I would say the MTV UNPLUGGED became a far different creature than when it started. You can see the difference between the relatively amateurish, folk hootenanny presentation of its inception versus the professional, corporate high polish of its eventual incarnation, sometimes with the same band.
I liked Fringe when they were just investigating ghastly occurrences but then they got into the parallel universe and the alternate timelines and I thought they were just trying to do too much. But I'm not a big science fiction guy anyways...
i'll say this . the show is meant to show the transition from early 20's when all you have is your friends until your early 30's when you start a family of your own. i can relate. seems from 19 or so until around 26 i didn't spend as much time with my actual family. i was around my friends more. once we all hit about 32 things changed and we all went on to have families of our own. i'd say the show captured that vibe pretty dead on as by the last 2 seasons you could see they were all other than joey getting families of their own. guess thats why he got the spin off
Re: Friends. Any sitcom that reaches a fourth series tends to either "jump the shark" in its plotlines in order to create a sensation and stay 'fresh and relevant' or it takes on a soap opera aspect as the viewers get more engaged with the characters. It allows a "tragi-comic" element in. I think looking back Friends managed a perfect arc for the target audience over it's ten years. In the UK the only one I can think that achieved something similar is "Only Fools and Horses"
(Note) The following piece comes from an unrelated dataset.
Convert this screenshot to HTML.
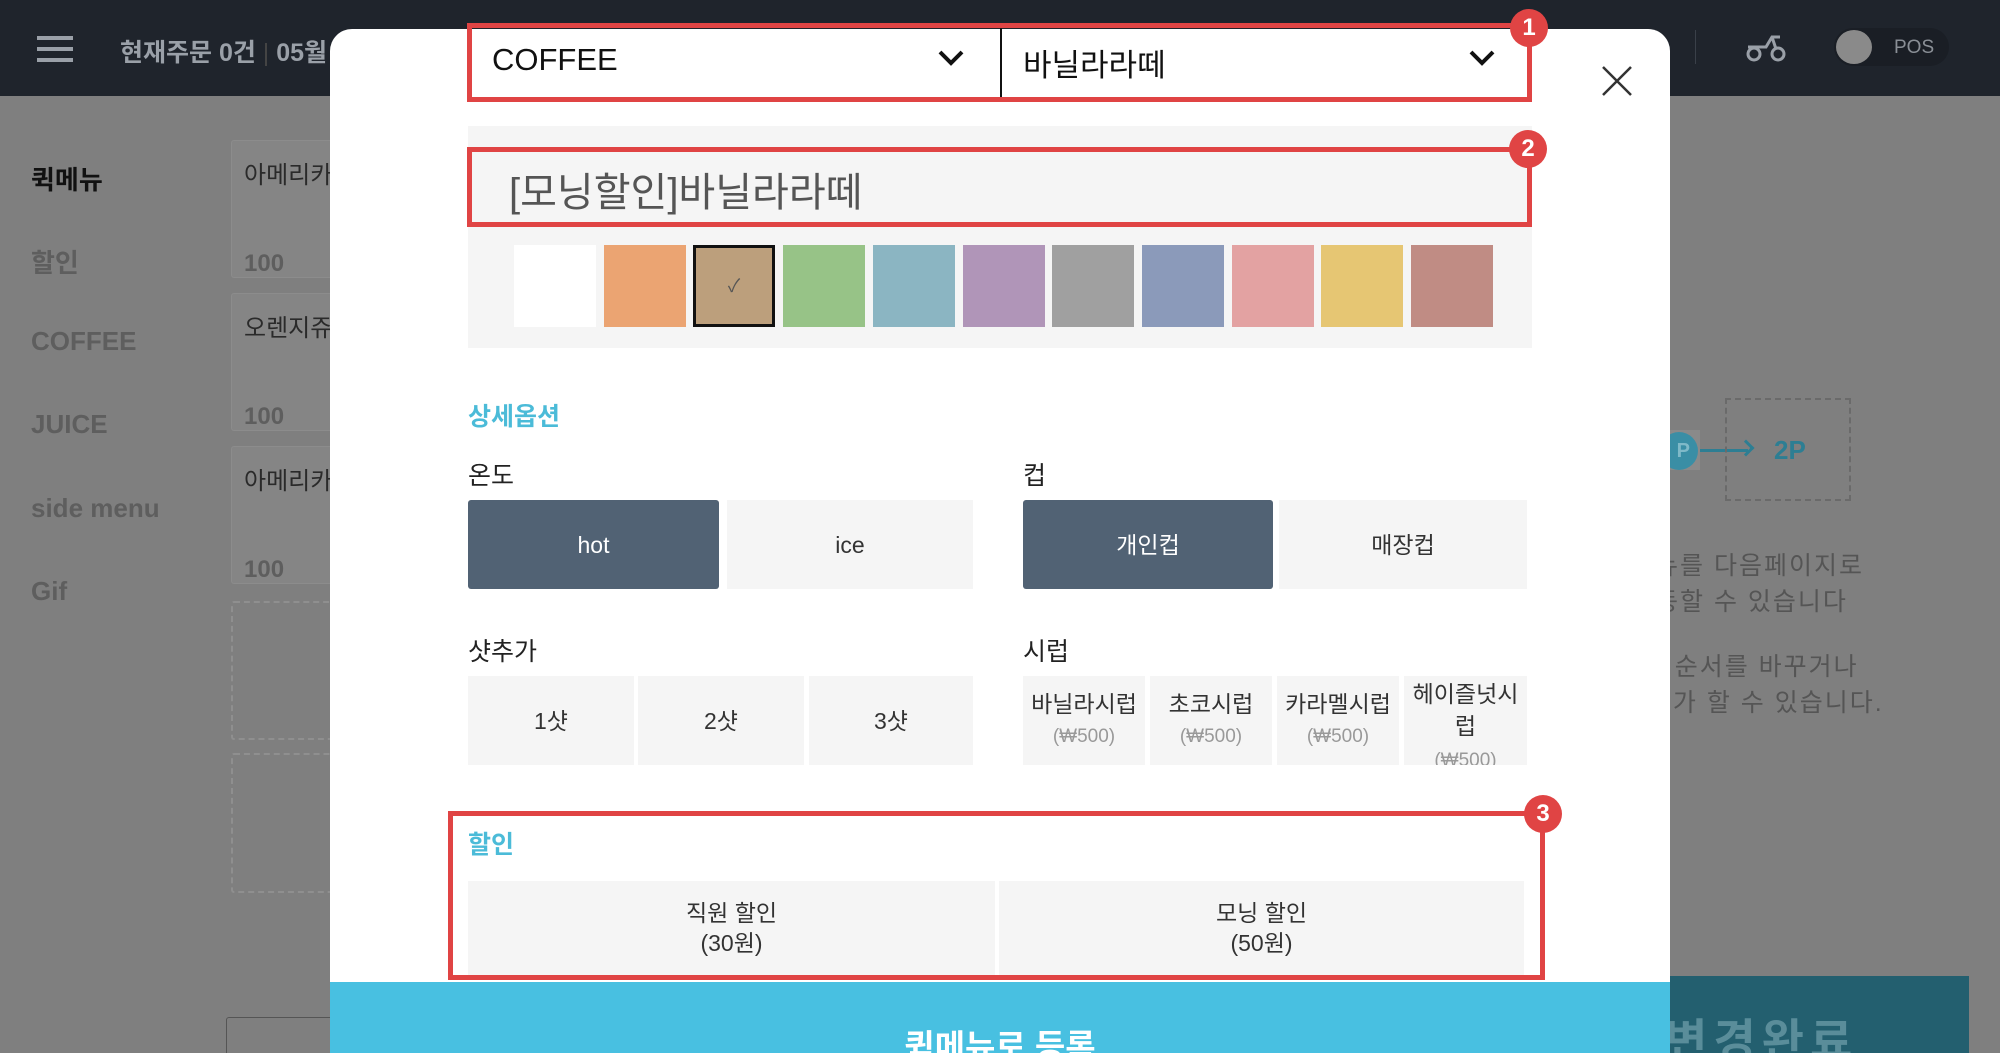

We had Povich here in DC first! DC is where Povich grew up and became successful on TV. I remember how surprised I was that Povich went the tabloid TV route - he'd been a serious journalist when he was here!
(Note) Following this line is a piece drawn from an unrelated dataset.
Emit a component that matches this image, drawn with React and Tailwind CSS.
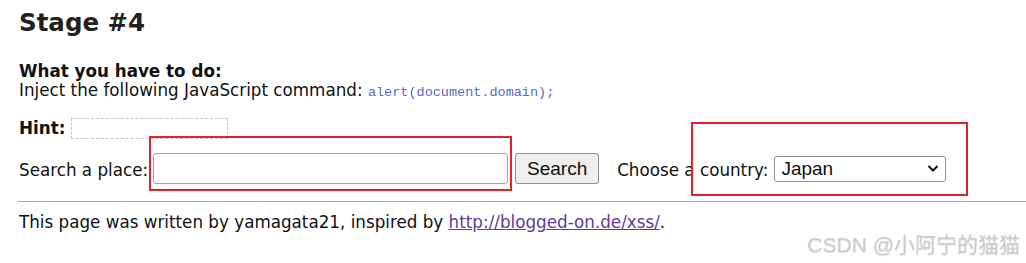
import React, { useState } from "react";

function App() {
    const [place, setPlace] = useState("");
    const [country, setCountry] = useState("Japan");

    return (
        <div className="relative w-[1026px] h-[263px] bg-white overflow-hidden text-[#111] font-['DejaVu_Sans',Verdana,sans-serif] text-[16.75px]">
            <div className="pl-[19px] pt-[8px]">
                <h1 className="text-[24.5px] font-bold leading-[30px] text-[#222]">Stage #4</h1>

                <div className="mt-[24px] leading-[19px]">
                    <div className="font-bold">What you have to do:</div>
                    <div>
                        Inject the following JavaScript command:{" "}
                        <code className="font-['Liberation_Mono',monospace] text-[13.5px] text-[#5b68c4]">alert(document.domain);</code>
                    </div>
                </div>

                <div className="mt-[15px] flex items-center h-[22px] leading-[19px]">
                    <span className="font-bold">Hint:</span>
                    <span className="ml-[6px] w-[157px] h-[21px] border border-dashed border-[#c4c4c4]"></span>
                </div>

                <form className="mt-[14px] flex items-center h-[31px] leading-[19px]" onSubmit={(e) => e.preventDefault()}>
                    <label className="pt-[3px]">Search a place:</label>
                    <input
                        value={place}
                        onChange={(e) => setPlace(e.target.value)}
                        className="ml-[5px] w-[355px] h-[31px] border border-[#a3a3a3] rounded-[3px] outline-none px-1"
                    />
                    <button className="ml-[7px] w-[84px] h-[31px] border border-[#8f8f8f] rounded-[3px] bg-[#efefef] text-[19px] font-['Liberation_Sans',Arial,sans-serif] text-[#111]">
                        Search
                    </button>
                    <label className="ml-[18px] pt-[3px]">Choose a country:</label>
                    <div className="relative ml-[6px] mt-[1px]">
                        <select
                            value={country}
                            onChange={(e) => setCountry(e.target.value)}
                            className="appearance-none w-[172px] h-[26px] border border-[#8f8f8f] rounded-[3px] bg-white pl-[6px] text-[19px] leading-[22px] font-['Liberation_Sans',Arial,sans-serif] text-[#111] outline-none"
                        >
                            <option>Japan</option>
                            <option>Germany</option>
                            <option>USA</option>
                            <option>United Kingdom</option>
                        </select>
                        <svg className="absolute right-[7px] top-[8px] pointer-events-none" width="12" height="9" viewBox="0 0 12 9">
                            <path d="M1.5 2 L6 6.5 L10.5 2" fill="none" stroke="#111" strokeWidth="2" />
                        </svg>
                    </div>
                </form>
            </div>

            <hr className="mt-[17px] ml-[18px] border-0 border-t border-[#a8a8a8]" />

            <div className="pl-[19px] mt-[11px] leading-[19px]">
                This page was written by yamagata21, inspired by{" "}
                <a href="#" className="text-[#5f3a9e] underline">http://blogged-on.de/xss/</a>.
            </div>

            {/* annotation boxes */}
            <div className="absolute left-[149px] top-[136px] w-[363px] h-[55px] border-2 border-[#e8202c] pointer-events-none"></div>
            <div className="absolute left-[691px] top-[122px] w-[277px] h-[74px] border-2 border-[#e8202c] pointer-events-none"></div>

            <div className="absolute right-[6px] bottom-[7px] leading-[22px] text-[21px] text-[#cdcdcd] font-['Liberation_Sans','Noto_Sans_CJK_SC',sans-serif] [text-shadow:0_1px_1px_rgba(0,0,0,0.12)]">
                CSDN @小阿宁的猫猫
            </div>
        </div>
    );
}

export default App;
"Simpsons" was more Homer - and family - oriented in its abbreviated first season, but Bart became so popular so quickly that he turned into the focus. This balanced eventually, but Bart was by far the most famous/popular character in the early 90s...
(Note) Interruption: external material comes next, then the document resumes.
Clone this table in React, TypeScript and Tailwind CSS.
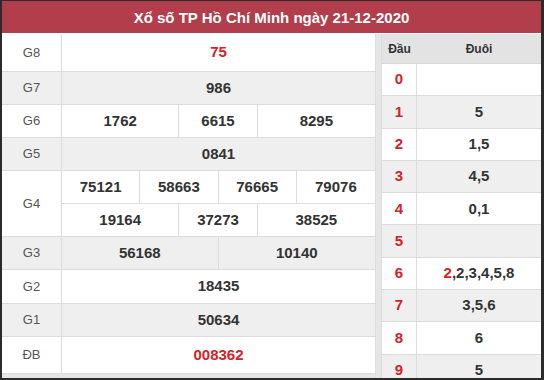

I agree that virtually all series have to change their formula to some degree as they go, just because they start to run out of ideas for the original group of characters. "The Flintstones" remains a prime example. First they added Pebbles, then they added Bamm-Bamm, then Hoppy, then various odd new characters like Gazoo. I think that's different than the show itself changing, though. At its core, "The Flintstones" was the same kind of show in Season Six as in Season One - it just had some different supporting characters and was less funny. I think "Friends" remained the same show across its 10 seasons, even though relationships changed among the characters. I think it helped that they could so easily bring in new characters connected to the main 6 via jobs or romances. They never shifted the focus to any new characters, unlike say "Family Matters" and Urkel...
Maury Povich’s father was sportswriter Shirley Povich and yes, Shirley was his first name. He was the 8th child and named after his grandmother Sarah...Povich said he knew four other boys named Shirley growing up in Maine 100 years ago. Shirley didn’t become a girl’s name until Shirley Temple.
Transformers (US) took on a noticeably darker tone in later seasons (notably after Transformers: The Movie).